File “/home/hadoop-aipnlp/anaconda3/lib/python3.7/site-packages/dgl/runtime/degree_bucketing.py”, line 157, in _rfunc_wrapper

return reduce_udf(nbatch)

File “model_sampler.py”, line 30, in reduce_func

h = nodes.data['h']

File “/home/hadoop-aipnlp/anaconda3/lib/python3.7/site-packages/dgl/utils.py”, line 285, in getitem

return self._fn(key)

File “/home/hadoop-aipnlp/anaconda3/lib/python3.7/site-packages/dgl/frame.py”, line 655, in

return utils.LazyDict(lambda key: self._frame[key][rows], keys=self.keys())

File “/home/hadoop-aipnlp/anaconda3/lib/python3.7/site-packages/dgl/frame.py”, line 96, in getitem

user_idx = idx.tousertensor(F.context(self.data))

File “/home/hadoop-aipnlp/anaconda3/lib/python3.7/site-packages/dgl/utils.py”, line 105, in tousertensor

self._user_tensor_data[ctx] = F.copy_to(data, ctx)

File “/home/hadoop-aipnlp/anaconda3/lib/python3.7/site-packages/dgl/backend/pytorch/tensor.py”, line 95, in copy_to

return input.cuda()

File “”, line 1, in

So, any suggestions that can help me to investigate this problem? Thanks!

zhengda1936 · July 17, 2020, 7:15pm

based on strace and your pystack log, it seems the overhead is from the tensor from CPU to GPU. but it’s still weird that data copy from cpu to gpu consumes so much CPU. it’s hard for me to think of a reason why there is much high contention in CPU. is it right you are using one process?

weber · July 18, 2020, 2:57am

Yes, i’m using one process.

the key code snippet of train_sampler.py is:

    sampler = dgl.contrib.sampling.NeighborSampler(
        g,
        batch_size * 3,
        5,
        2,
        seed_nodes=seed_nodes,
        num_workers=32)
    count = 0
    for batch, nf in zip(batches, sampler):
        nf.copy_from_parent(ctx=device)
        batch_nid = nf.map_from_parent_nid(-1, batch.reshape(-1), True)
        batch_nid = batch_nid.reshape(-1, 3).cuda()
        loss = model.train_region(nf, batch_nid)

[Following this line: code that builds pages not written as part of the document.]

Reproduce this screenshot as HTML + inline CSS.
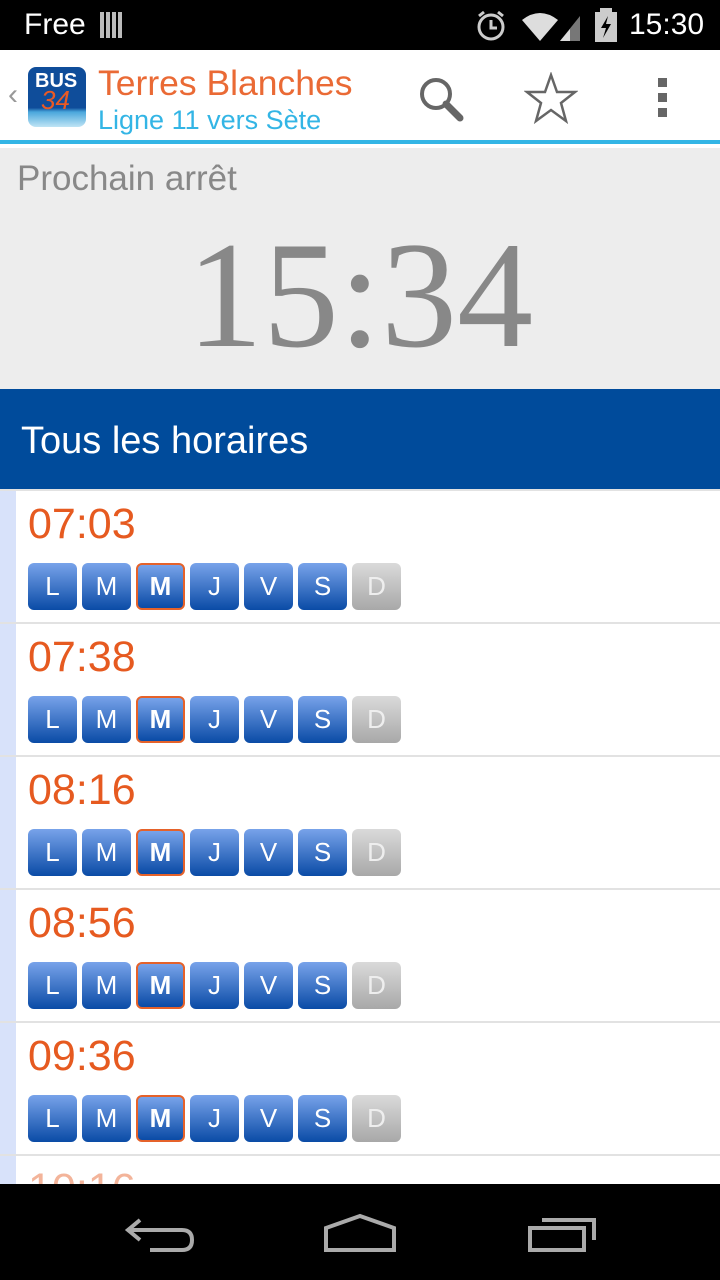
<!DOCTYPE html>
<html><head><meta charset="utf-8"><style>
*{margin:0;padding:0;box-sizing:border-box}
body{width:720px;height:1280px;overflow:hidden;background:#fff;font-family:"Liberation Sans",sans-serif;position:relative}
.sb{position:absolute;top:0;left:0;width:720px;height:50px;background:#000;color:#fff;font-size:30px}
.ab{position:absolute;top:50px;left:0;width:720px;height:94px;background:#fff;border-bottom:4px solid #33b5e5}
.next{position:absolute;top:148px;left:0;width:720px;height:241px;background:#ededed}
.hdr{position:absolute;top:389px;left:0;width:720px;height:100px;background:#004b9b;color:#fff;font-size:38px;padding:31px 0 0 21px}
.list{position:absolute;top:489px;left:0;width:720px;height:695px;overflow:hidden}
.row{position:absolute;left:0;width:720px;height:133px;border-top:2px solid #e2e2e2}
.row .strip{position:absolute;left:0;top:0;width:16px;height:133px;background:#d8e2fa}
.row .t{position:absolute;left:28px;top:9px;font-size:43px;color:#e65a20}
.b{position:absolute;top:72px;width:49px;height:47px;border-radius:6px;background:linear-gradient(#78a3ea,#0a4ba6);color:#fff;font-size:26px;text-align:center;line-height:47px}
.b.m{border:2px solid #e5622a;font-weight:bold;line-height:43px}
.b.d{background:linear-gradient(#dadada,#a8a8a8);color:#eee}
.nav{position:absolute;top:1184px;left:0;width:720px;height:96px;background:#000}
</style></head><body>
<div class="sb">
<div style="position:absolute;left:24px;top:8px;font-size:30px">Free</div>
<div style="position:absolute;left:100px;top:12px;width:24px;height:26px;background:repeating-linear-gradient(90deg,#bbb 0 4px,#000 4px 6px)"></div>
<svg style="position:absolute;left:474px;top:10px" width="34" height="32" viewBox="0 0 34 32"><circle cx="17" cy="17" r="12" fill="none" stroke="#ccc" stroke-width="3"/><path d="M17 10v8h6M5 6l5-4M29 6l-5-4" stroke="#ccc" stroke-width="3" fill="none"/></svg>
<svg style="position:absolute;left:520px;top:10px" width="64" height="32" viewBox="0 0 64 32"><path d="M2 10 Q20 -4 38 10 L20 31Z" fill="#ddd"/><path d="M40 31 L60 6 L60 31Z" fill="#777"/><path d="M40 31 L50 19 L50 31Z" fill="#ddd"/></svg>
<svg style="position:absolute;left:594px;top:8px" width="24" height="34" viewBox="0 0 24 34"><rect x="6" y="0" width="12" height="4" fill="#ccc"/><rect x="1" y="4" width="22" height="30" fill="#ccc"/><path d="M14 8 L7 20 L12 20 L9 30 L17 16 L12 16Z" fill="#000"/></svg>
<div style="position:absolute;left:629px;top:8px">15:30</div>
</div>
<div class="ab">
<div style="position:absolute;left:8px;top:28px;color:#999;font-size:30px">‹</div>
<div style="position:absolute;left:28px;top:17px;width:58px;height:60px;border-radius:8px;background:linear-gradient(#0f4d9a 68%,#4aa7dc 75%,#bfe4f5);overflow:hidden">
<div style="position:absolute;left:7px;top:3px;color:#fff;font-weight:bold;font-size:20px">BUS</div>
<div style="position:absolute;left:13px;top:18px;color:#ea5a24;font-style:italic;font-size:26px">34</div>
</div>
<div style="position:absolute;left:98px;top:13px;font-size:35.5px;color:#ea6a35">Terres Blanches</div>
<div style="position:absolute;left:98px;top:55px;font-size:27px;color:#33b5e5">Ligne 11 vers Sète</div>
<svg style="position:absolute;left:416px;top:24px" width="50" height="50" viewBox="0 0 50 50"><circle cx="20" cy="20" r="14" fill="none" stroke="#666" stroke-width="4"/><path d="M30 30 L44 44" stroke="#666" stroke-width="7" stroke-linecap="round"/></svg>
<svg style="position:absolute;left:524px;top:22px" width="54" height="52" viewBox="0 0 54 52"><path d="M27 3 L33 20 L51 20 L37 31 L42 49 L27 38 L12 49 L17 31 L3 20 L21 20Z" fill="none" stroke="#666" stroke-width="2.5"/></svg>
<div style="position:absolute;left:658px;top:28px;width:9px;height:9px;background:#666;box-shadow:0 15px 0 #666,0 30px 0 #666"></div>
</div>
<div class="next">
<div style="position:absolute;left:17px;top:11px;font-size:35px;color:#888">Prochain arrêt</div>
<div style="position:absolute;left:0;width:720px;top:72px;text-align:center;font-family:'Liberation Serif',serif;font-size:152px;color:#888;line-height:150px">15:34</div>
</div>
<div class="hdr">Tous les horaires</div>
<div class="list">
<div class="row" style="top:0"><div class="strip"></div><div class="t">07:03</div><div class="b" style="left:28px">L</div><div class="b" style="left:82px">M</div><div class="b m" style="left:136px">M</div><div class="b" style="left:190px">J</div><div class="b" style="left:244px">V</div><div class="b" style="left:298px">S</div><div class="b d" style="left:352px">D</div></div>
<div class="row" style="top:133px"><div class="strip"></div><div class="t">07:38</div><div class="b" style="left:28px">L</div><div class="b" style="left:82px">M</div><div class="b m" style="left:136px">M</div><div class="b" style="left:190px">J</div><div class="b" style="left:244px">V</div><div class="b" style="left:298px">S</div><div class="b d" style="left:352px">D</div></div>
<div class="row" style="top:266px"><div class="strip"></div><div class="t">08:16</div><div class="b" style="left:28px">L</div><div class="b" style="left:82px">M</div><div class="b m" style="left:136px">M</div><div class="b" style="left:190px">J</div><div class="b" style="left:244px">V</div><div class="b" style="left:298px">S</div><div class="b d" style="left:352px">D</div></div>
<div class="row" style="top:399px"><div class="strip"></div><div class="t">08:56</div><div class="b" style="left:28px">L</div><div class="b" style="left:82px">M</div><div class="b m" style="left:136px">M</div><div class="b" style="left:190px">J</div><div class="b" style="left:244px">V</div><div class="b" style="left:298px">S</div><div class="b d" style="left:352px">D</div></div>
<div class="row" style="top:532px"><div class="strip"></div><div class="t">09:36</div><div class="b" style="left:28px">L</div><div class="b" style="left:82px">M</div><div class="b m" style="left:136px">M</div><div class="b" style="left:190px">J</div><div class="b" style="left:244px">V</div><div class="b" style="left:298px">S</div><div class="b d" style="left:352px">D</div></div>
<div class="row" style="top:665px"><div class="strip"></div><div class="t" style="color:#f3b49a">10:16</div></div>
</div>
<div class="nav">
<svg style="position:absolute;left:124px;top:30px" width="72" height="40" viewBox="0 0 72 40"><path d="M16 6 L4 16 L16 26 M4 16 H58 Q68 16 68 26 Q68 36 58 36 H26" fill="none" stroke="#aaa" stroke-width="4"/></svg>
<svg style="position:absolute;left:322px;top:28px" width="76" height="42" viewBox="0 0 76 42"><path d="M4 38 V16 L38 4 L72 16 V38Z" fill="none" stroke="#aaa" stroke-width="4"/></svg>
<svg style="position:absolute;left:526px;top:30px" width="72" height="40" viewBox="0 0 72 40"><rect x="4" y="14" width="54" height="22" fill="none" stroke="#aaa" stroke-width="4"/><path d="M16 6 H68 V26" fill="none" stroke="#aaa" stroke-width="4"/></svg>
</div>
</body></html>
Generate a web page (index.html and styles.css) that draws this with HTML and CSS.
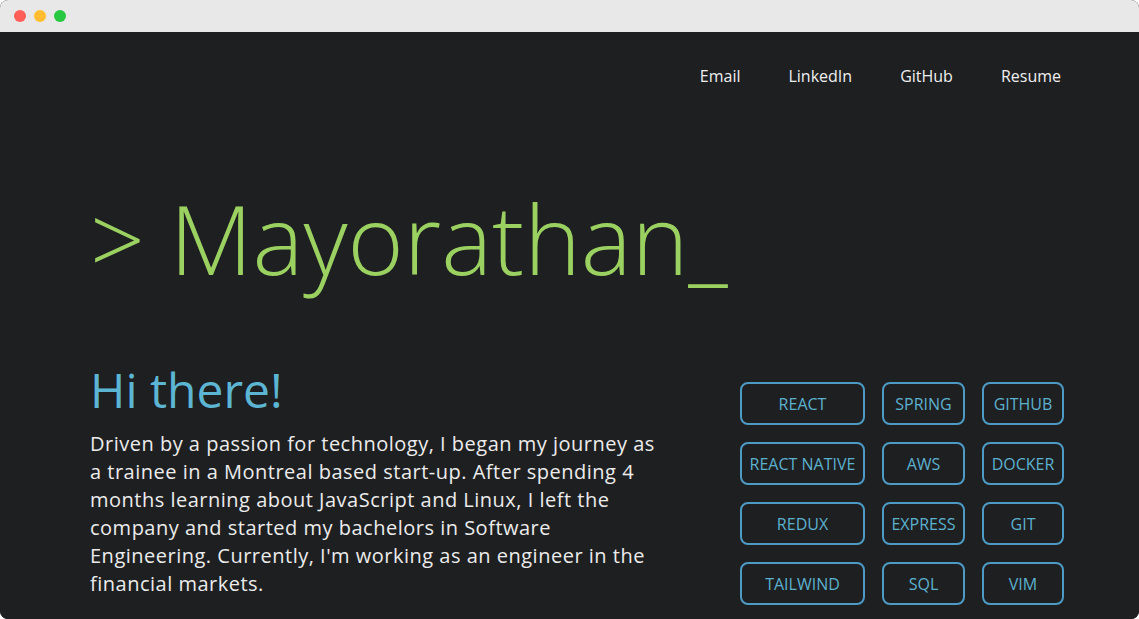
FILE: index.html
```html
<!DOCTYPE html>
<html lang="en">
<head>
<meta charset="utf-8">
<title>Mayorathan</title>
<link rel="stylesheet" href="styles.css">
</head>
<body>
<div class="window">
  <div class="titlebar">
    <span class="light red"></span>
    <span class="light yellow"></span>
    <span class="light green"></span>
  </div>
  <main class="page">
    <nav class="nav">
      <a href="#">Email</a>
      <a href="#">LinkedIn</a>
      <a href="#">GitHub</a>
      <a href="#">Resume</a>
    </nav>
    <h1 class="title">&gt; Mayorathan_</h1>
    <section class="about">
      <div class="intro">
        <h2 class="greeting">Hi there!</h2>
        <p class="bio">Driven by a passion for technology, I began my journey as a trainee in a Montreal based start-up. After spending 4 months learning about JavaScript and Linux, I left the company and started my bachelors in Software Engineering. Currently, I'm working as an engineer in the financial markets.</p>
      </div>
      <ul class="tags">
        <li>React</li>
        <li>Spring</li>
        <li>GitHub</li>
        <li>React Native</li>
        <li>AWS</li>
        <li>Docker</li>
        <li>Redux</li>
        <li>Express</li>
        <li>Git</li>
        <li>Tailwind</li>
        <li>SQL</li>
        <li>Vim</li>
      </ul>
    </section>
  </main>
</div>
</body>
</html>
```

FILE: styles.css
```css
* { box-sizing: border-box; }
html, body { margin: 0; padding: 0; background: #ffffff; }
body { font-family: "Open Sans", "Noto Sans", sans-serif; }

.window {
  width: 1139px;
  height: 619px;
  border-radius: 8px;
  overflow: hidden;
  display: flex;
  flex-direction: column;
  background: #1e1f21;
}

.titlebar {
  height: 32px;
  flex: none;
  background: #e8e8e8;
  display: flex;
  align-items: center;
  gap: 8px;
  padding-left: 14px;
}
.light { width: 12px; height: 12px; border-radius: 50%; }
.red { background: #ff5f57; }
.yellow { background: #febc2e; }
.green { background: #28c840; }

.page {
  flex: 1;
  background: #1e1f21;
  padding: 32px 75px 0 90px;
  overflow: hidden;
}

.nav {
  display: flex;
  justify-content: flex-end;
  gap: 48px;
  padding-right: 3px;
}
.nav a {
  color: #f0f0f0;
  text-decoration: none;
  font-size: 16px;
  line-height: 24px;
}

.title {
  margin: 84px 0 0 0;
  font-size: 96px;
  font-weight: 300;
  line-height: normal;
  color: #9bd161;
  letter-spacing: 0;
}

.about {
  display: flex;
  justify-content: space-between;
  align-items: flex-start;
  margin-top: 54px;
}

.intro { width: 575px; }

.greeting {
  margin: 0;
  font-size: 48px;
  font-weight: 400;
  line-height: normal;
  color: #5bb5d3;
}

.bio {
  margin: 8px 0 0 0;
  font-size: 20px;
  line-height: 28px;
  color: #ececec;
  letter-spacing: 0.5px;
}

.tags {
  list-style: none;
  margin: 25px 0 0 0;
  padding: 0;
  display: grid;
  grid-template-columns: 125px 83px 82px;
  column-gap: 17px;
  row-gap: 17px;
}
.tags li {
  height: 43px;
  border: 2px solid #4d9ac4;
  border-radius: 8px;
  display: flex;
  align-items: center;
  justify-content: center;
  color: #5cb1cf;
  font-size: 16px;
  text-transform: uppercase;
  white-space: nowrap;
}
```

the key code snippet of model_sampler.py is:

def reduce_func(self, nodes):
h = nodes.data[‘h’]
# h = torch.matmul(h, )
# h = self.W(h)
m = nodes.mailbox[‘msg’]
m = m.sum(dim=1, keepdim=True)
m = m / m.norm(dim=2, keepdim=True).clamp(min=1e-6)
h = h.unsqueeze(1)
h_new = torch.cat((m, h), 1).sum(dim=1)
if self.activation:
h_new = self.activation(h_new)
return {‘h’: h_new / h_new.norm(dim=1, keepdim=True)}

def forward(self, nf, i_layer):
    nf.block_compute(i_layer, self.message_func, self.reduce_func)
    return nf

After some investigation, I’m wondering that, is it because of the function copy_from_parent is lazy, then when call forward pass, it will concurrently copy the nodes to gpu.

Is my guess correct? if so, how to avoid the copy action cocurrently?

Thanks!

weber · July 20, 2020, 12:04pm

Resolved this problem by torch.set_num_threads(8).

minjie · July 20, 2020, 2:49pm

Glad you’ve resolved the issue. One thing to note is that the NodeFlow API will be deprecated in the upcoming 0.5 release. The new APIs can cover more sampling algorithms and are easier to use. Check out the examples here. API doc and user guide are on the way.